Dahlgren School encouraged us to engage with current events. In 1960 we held a mock election. The Kennedy-Nixon contest was historic, as everybody recognized at the time. I remember my parents hosting a cocktail party at the CO’s quarters for probably the second debate, a one-hour event, held on Friday, October 7, at 7:30. They brought the TV downstairs and into the large living room where they entertained. Guests huddled around the set, transfixed.

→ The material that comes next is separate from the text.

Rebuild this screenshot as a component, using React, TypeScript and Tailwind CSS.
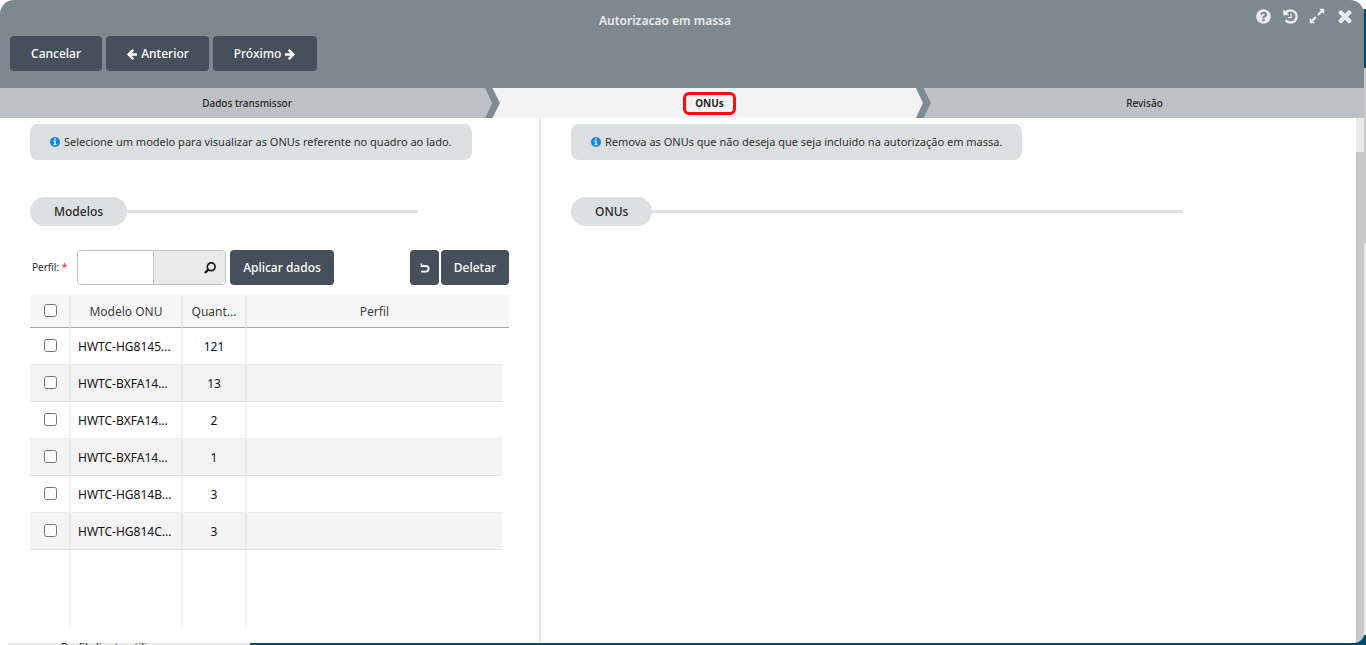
import type { ReactNode } from "react";

const paths = {
  arrowLeft:
    "M1664 896v128q0 53-32.5 90.5t-84.5 37.5h-704l293 294q38 36 38 90t-38 90l-75 76q-37 37-90 37-52 0-91-37l-651-652q-37-37-37-90 0-52 37-91l651-650q38-38 91-38 52 0 90 38l75 74q38 38 38 91t-38 91l-293 293h704q52 0 84.5 37.5t32.5 90.5z",
  arrowRight:
    "M1600 960q0 54-37 91l-651 651q-39 37-91 37-51 0-90-37l-75-75q-38-38-38-91t38-91l293-293h-704q-52 0-84.5-37.5t-32.5-90.5v-128q0-53 32.5-90.5t84.5-37.5h704l-293-294q-38-36-38-90t38-90l75-75q38-38 90-38 53 0 91 38l651 651q37 35 37 90z",
  info: "M1152 1376v-160q0-14-9-23t-23-9h-96v-512q0-14-9-23t-23-9h-320q-14 0-23 9t-9 23v160q0 14 9 23t23 9h96v320h-96q-14 0-23 9t-9 23v160q0 14 9 23t23 9h448q14 0 23-9t9-23zm-128-896v-160q0-14-9-23t-23-9h-192q-14 0-23 9t-9 23v160q0 14 9 23t23 9h192q14 0 23-9t9-23zm640 416q0 209-103 385.5t-279.5 279.5-385.5 103-385.5-103-279.5-279.5-103-385.5 103-385.5 279.5-279.5 385.5-103 385.5 103 279.5 279.5 103 385.5z",
  question:
    "M1024 1376v-192q0-14-9-23t-23-9h-192q-14 0-23 9t-9 23v192q0 14 9 23t23 9h192q14 0 23-9t9-23zm256-672q0-88-55.5-163t-138.5-116-170-41q-243 0-371 213-15 24 8 42l132 100q7 6 19 6 16 0 25-12 53-68 86-92 34-24 86-24 48 0 85.5 26t37.5 59q0 38-20 61t-68 45q-63 28-115.5 86.5t-52.5 125.5v36q0 14 9 23t23 9h192q14 0 23-9t9-23q0-19 21.5-49.5t54.5-49.5q32-18 49-28.5t46-35 44.5-48 28-60.5 12.5-81zm384 192q0 209-103 385.5t-279.5 279.5-385.5 103-385.5-103-279.5-279.5-103-385.5 103-385.5 279.5-279.5 385.5-103 385.5 103 279.5 279.5 103 385.5z",
  history:
    "M1664 896q0 156-61 298t-164 245-245 164-298 61q-172 0-327-72.5t-264-204.5q-7-10-6.5-22.5t8.5-20.5l137-138q10-9 25-9 16 2 23 12 73 95 179 147t225 52q104 0 198.5-40.5t163.5-109.5 109.5-163.5 40.5-198.5-40.5-198.5-109.5-163.5-163.5-109.5-198.5-40.5q-98 0-188 35.5t-160 101.5l137 138q31 30 14 69-17 40-59 40h-448q-26 0-45-19t-19-45v-448q0-42 40-59 39-17 69 14l130 129q107-101 244.5-156.5t284.5-55.5q156 0 298 61t245 164 164 245 61 298zm-640-288v448q0 14-9 23t-23 9h-320q-14 0-23-9t-9-23v-64q0-14 9-23t23-9h224v-352q0-14 9-23t23-9h64q14 0 23 9t9 23z",
  times:
    "M1490 1322q0 40-28 68l-136 136q-28 28-68 28t-68-28l-294-294-294 294q-28 28-68 28t-68-28l-136-136q-28-28-28-68t28-68l294-294-294-294q-28-28-28-68t28-68l136-136q28-28 68-28t68 28l294 294 294-294q28-28 68-28t68 28l136 136q28 28 28 68t-28 68l-294 294 294 294q28 28 28 68z",
};

function Icon({ name, className }: { name: keyof typeof paths; className: string }) {
  return (
    <svg
      viewBox={name === "info" ? "128 128 1536 1536" : "0 0 1792 1792"}
      fill="currentColor"
      aria-hidden="true"
      className={className}
    >
      <path d={paths[name]} />
    </svg>
  );
}

function Expand() {
  return (
    <svg viewBox="0 0 16 16" aria-hidden="true" className="size-4">
      <path d="M10 .8h5.2V6l-1.8-1.8-3.6 3.6-1.6-1.6 3.6-3.6zM6 15.2H.8V10l1.8 1.8 3.6-3.6 1.6 1.6-3.6 3.6z" fill="currentColor" />
    </svg>
  );
}

function Undo() {
  return (
    <svg viewBox="0 0 10 10" aria-hidden="true" className="size-[10px]">
      <path d="M2 3h3.8a2.7 2.7 0 0 1 0 5.6H1.2" fill="none" stroke="currentColor" strokeWidth="1.8" />
      <path d="M.6.4h1.6v1.7h2.3v1.8H.6z" fill="currentColor" />
    </svg>
  );
}

function Search() {
  return (
    <svg viewBox="0 0 12 12" aria-hidden="true" className="size-3">
      <circle cx="7.2" cy="4.8" r="3.9" fill="none" stroke="currentColor" strokeWidth="1.7" />
      <path d="M4.3 7.7.9 11" stroke="currentColor" strokeWidth="2.4" />
    </svg>
  );
}

function Button({ children, className, label }: { children: ReactNode; className: string; label?: string }) {
  return (
    <button
      type="button"
      aria-label={label}
      className={`flex h-[35px] items-center justify-center gap-[3px] rounded bg-[#46505a] text-xs font-medium whitespace-nowrap text-white ${className}`}
    >
      {children}
    </button>
  );
}

function Chevron({ before, after }: { before: string; after: string }) {
  return (
    <svg viewBox="0 0 15 30" aria-hidden="true" className="absolute top-0 -left-[9px] h-[30px] w-[15px]">
      <path d="M0 0h15v30H0z" className={after} />
      <path d="M0 0l7 15-7 15z" className={before} />
      <path d="M0 0h7.5L15 15 7.5 30H0l7-15z" className="fill-[#7e8a94]" />
    </svg>
  );
}

function Notice({ children }: { children: ReactNode }) {
  return (
    <p className="flex h-9 w-fit items-center gap-1 rounded-lg bg-[#dbdfdf] px-5 text-[11px] whitespace-nowrap text-[#2f3133]">
      <Icon name="info" className="size-[10px] text-[#0f83e8]" />
      {children}
    </p>
  );
}

function SectionTitle({ children }: { children: ReactNode }) {
  return (
    <div className="mt-[37px] flex w-[81%] items-center">
      <h2 className="flex h-[29px] items-center rounded-full bg-[#dddfe1] px-6 text-xs font-medium text-[#26282a]">{children}</h2>
      <span className="h-[3px] grow bg-[#dddfe1]" />
    </div>
  );
}

const rows = [
  { model: "HWTC-HG8145...", count: 121 },
  { model: "HWTC-BXFA14...", count: 13 },
  { model: "HWTC-BXFA14...", count: 2 },
  { model: "HWTC-BXFA14...", count: 1 },
  { model: "HWTC-HG814B...", count: 3 },
  { model: "HWTC-HG814C...", count: 3 },
];

const line = "border-r-2 border-r-black/5";
const head = "h-[33px] border-b border-b-[#9fa4a8] bg-[#f7f7f7] font-normal text-[#3c3e40]";
const textPad = "p-0 pt-0.5";
const checkPad = "p-0 pb-0.5 pl-0.5";

function ModelTable() {
  return (
    <table className="mt-2.5 w-full table-fixed border-separate border-spacing-0 text-xs">
      <colgroup>
        <col className="w-[41px]" />
        <col className="w-28" />
        <col className="w-16" />
        <col />
        <col className="w-[7px]" />
      </colgroup>
      <thead>
        <tr>
          <th className={`${head} ${checkPad} ${line}`}>
            <input type="checkbox" aria-label="Selecionar todos" className="mx-auto block size-[13px]" />
          </th>
          <th className={`${head} ${textPad} ${line}`}>Modelo ONU</th>
          <th className={`${head} ${textPad} ${line}`}>Quant...</th>
          <th className={`${head} ${textPad}`}>Perfil</th>
          <td className={`${head} p-0`} />
        </tr>
      </thead>
      <tbody>
        {rows.map((row, i) => {
          const cell = `h-[37px] border-b border-b-black/7 text-center text-[#111] ${i % 2 ? "bg-[#f4f4f4]" : "bg-white"}`;
          return (
            <tr key={i}>
              <td className={`${cell} ${checkPad} ${line}`}>
                <input type="checkbox" aria-label={`Selecionar ${row.model}`} className="mx-auto block size-[13px]" />
              </td>
              <td className={`${cell} ${textPad} ${line}`}>
                <span className="block pl-[7px] text-left whitespace-nowrap">{row.model}</span>
              </td>
              <td className={`${cell} ${textPad} ${line}`}>{row.count}</td>
              <td className={cell} />
            </tr>
          );
        })}
        <tr>
          <td className={`h-[77px] ${line}`} />
          <td className={line} />
          <td className={line} />
          <td />
        </tr>
      </tbody>
    </table>
  );
}

export default function App() {
  return (
    <div className="relative h-screen overflow-hidden bg-white font-['Noto_Sans',sans-serif]">
      <div className="flex h-full flex-col">
        <div className="flex grow flex-col items-end pt-[9px]">
          <div className="h-[59px] w-4 bg-[#004a6b]" />
          <div className="h-[175px] w-4 bg-[#c8c8c8]" />
          <div className="w-4 grow bg-[#e9e9e9]" />
        </div>
        <div className="flex items-end">
          <div className="ml-2 h-0.5 w-[242px] bg-[#e9e9e9] pl-[53px] text-[11px] leading-2 whitespace-nowrap text-[#222]">
            Perfil cliente utili
          </div>
          <div className="h-2.5 grow bg-[#004a6b]" />
        </div>
      </div>

      <section
        aria-label="Autorizacao em massa"
        className="absolute inset-0 mr-0.5 mb-0.5 flex flex-col overflow-hidden rounded-t-[14px] rounded-b-[10px] bg-white"
      >
        <header className="flex h-[88px] shrink-0 flex-col bg-[#7d898e]">
          <div className="flex h-9 items-start">
            <div className="w-[75px]" />
            <h1 className="grow pt-[13px] text-center text-xs leading-4 font-semibold text-[#e9ebec]">Autorizacao em massa</h1>
            <div className="flex w-[109px] items-center gap-2.5 pt-1.5 text-[#e9ebec]">
              <button type="button" aria-label="Ajuda">
                <Icon name="question" className="size-[17px]" />
              </button>
              <button type="button" aria-label="Histórico">
                <Icon name="history" className="size-[17px]" />
              </button>
              <button type="button" aria-label="Expandir">
                <Expand />
              </button>
              <button type="button" aria-label="Fechar">
                <Icon name="times" className="size-5" />
              </button>
            </div>
          </div>
          <div className="flex gap-1 px-2.5">
            <Button className="w-[92px]">Cancelar</Button>
            <Button className="w-[103px]">
              <Icon name="arrowLeft" className="size-3" /> Anterior
            </Button>
            <Button className="w-[104px]">
              Próximo <Icon name="arrowRight" className="size-3" />
            </Button>
          </div>
        </header>

        <ol className="grid h-[30px] shrink-0 grid-cols-[494fr_431fr_439fr] text-[10px] text-[#26282a]">
          <li className="flex items-center justify-center bg-[#bdc1c5] font-medium">Dados transmissor</li>
          <li className="relative flex items-center justify-center bg-[#f3f3f3] font-bold">
            <Chevron before="fill-[#bdc1c5]" after="fill-[#f3f3f3]" />
            <span className="flex h-[23px] w-[53px] items-center justify-center rounded-md border-3 border-[#ff0a12]">ONUs</span>
          </li>
          <li className="relative flex items-center justify-center bg-[#bdc1c5] font-medium">
            <Chevron before="fill-[#f3f3f3]" after="fill-[#bdc1c5]" />
            Revisão
          </li>
        </ol>

        <div className="flex min-h-0 grow">
          <main className="grid min-w-0 flex-1 grid-cols-[541fr_815fr]">
            <div className="border-r-2 border-[#e6e6e6] px-[30px] pt-1.5">
              <Notice>Selecione um modelo para visualizar as ONUs referente no quadro ao lado.</Notice>
              <SectionTitle>Modelos</SectionTitle>
              <div className="mt-6 flex items-center">
                <label htmlFor="perfil" className="w-[47px] pl-0.5 text-[10px] whitespace-nowrap text-[#26282a]">
                  Perfil: <span className="text-[#f02020]">*</span>
                </label>
                <div className="flex h-[35px] w-[149px] overflow-hidden rounded border border-[#bdc1c5]">
                  <input id="perfil" type="text" className="w-[76px] border-r border-[#bdc1c5] bg-white px-2 text-xs outline-none" />
                  <button type="button" aria-label="Buscar perfil" className="flex grow items-center justify-end bg-[#eaeaea] pr-[9px] text-[#1c1c1c]">
                    <Search />
                  </button>
                </div>
                <Button className="ml-1 w-[104px]">Aplicar dados</Button>
                <div className="ml-auto flex gap-0.5">
                  <Button className="w-[29px]" label="Desfazer">
                    <Undo />
                  </Button>
                  <Button className="w-[68px]">Deletar</Button>
                </div>
              </div>
              <ModelTable />
            </div>
            <div className="pt-1.5 pr-[30px] pl-[30px]">
              <Notice>Remova as ONUs que não deseja que seja incluido na autorização em massa.</Notice>
              <SectionTitle>ONUs</SectionTitle>
            </div>
          </main>
          <div className="flex w-2 shrink-0 flex-col">
            <div className="h-[34px] bg-[#e9e9e9]" />
            <div className="grow bg-[#c8c8c8]" />
          </div>
        </div>
      </section>
    </div>
  );
}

For the school’s mock election, the chief scientist’s son, John Lyddane, played Nixon. I was Thruston B. Morton, his campaign manager, and fellow classmate Carl Sparks was Eisenhower. I can’t remember who played Lodge. It might have been classmate Pete Olnick. The Democrats were run by our great friend, fellow prankster and classmate Paul Glancy, now of Paul’s Bakery fame in Fredericksburg. We all somehow managed to acquire campaign buttons, handouts, and posters. Paul outdid all of us Republicans. He got two huge 3x5-foot posters of JFK and Johnson and hung them facing each other in the hall outside Mrs. Smith and Mrs. Lancaster’s classrooms. I was so impressed that I bought them for maybe 25¢ after the election. I still have them in storage somewhere. Anyway, we campaigned throughout the school, whistle-stopping from classroom to classroom, speechifying and making promises to all grades, bottom to top. Somehow, we pulled off a narrow victory for the Nixon-Lodge ticket, notwithstanding Paul’s visual showmanship. Many years later, however, Johnny confessed to me that he had his youngest brother, Charlie, a first-grader at the time, go around after us to hand out M&Ms and other candies to the kids for their votes. Count that as an early, real-life political lesson learned.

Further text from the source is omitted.